If you already have trouble with join pain, there are other even lower-impact activities that can help. Swimming, water aerobics and the elliptical machine are favorites at Weight Crafters because they provide powerful workouts with minimal impact – especially for clients who are significantly overweight, have had a hip replacement, or are dealing with chronic joint pain.

 

Forming a Plan and Staying Motivated

The most important part of any exercise routine for any age group is sticking with it. For seniors this means setting reasonable, age-appropriate goals and looking for a range of enjoyable, low-impact activities that can be changed up regularly.

Make a long-term plan. Here are some pointers, to recap:

  • Your plan should start off easy. Give yourself time to adjust. Remember – even if you’ve maintained a fitness routine in the past and merely stopped for a couple of months, your body still needs time to get back in the groove. 
  • Aim for multiple activities over shorter durations, rather than a single activity for a long period of time. This will help prevent injuries, muscle strain and burn-out.
  • Slow and steady has always been the way to win – but this becomes even more true as we age.

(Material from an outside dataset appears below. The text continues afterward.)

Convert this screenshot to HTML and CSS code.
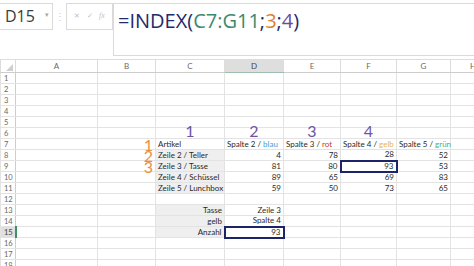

Stay focused on the long-term by tracking your progress with short-term goals and adjusting your long-term goals to fit the improvement trend you see. 
  • Avoid high-impact exercises, opting for lower-risk activities like pilates, walking, elliptical, spin biking, yoga, swimming and other water activities.
  • Have your plan reviewed by your doctor and/or certified fitness trainer – especially if you’re new to exercise.

In addition to having a bullet-proof plan and tracking your progress, try these extra tips for staying motivated:

  • Find a group to exercise with – or just a close friend who will do it with you. Having someone supporting you (and occasionally needing your support as well) is a powerful motivator, and a good way to stay accountable when you really feel like quitting.
  • Use music or audio books to improve your workout time. Been meaning to catch up on a good book? There’s no better time to do it than an extended session on the treadmill. Music also has the fascinating ability to take the ‘time’ out of otherwise dull activities and make them enjoyable.
  • Incorporate fun into your fitness plan. Tennis, golf and other non-contact sports can be great supplements to your routine – and can also help you see the rewards of your efforts, when your game improves!
  • Feed the reward system in your brain by making a habit of working out when you feel stressed or depressed. Exercise will ease your mind, and can have the same mood-elevating effect as many prescription anti-depressants. And unlike so many unhealthy responses to stress, exercise is one addiction you can feel good about indulging in.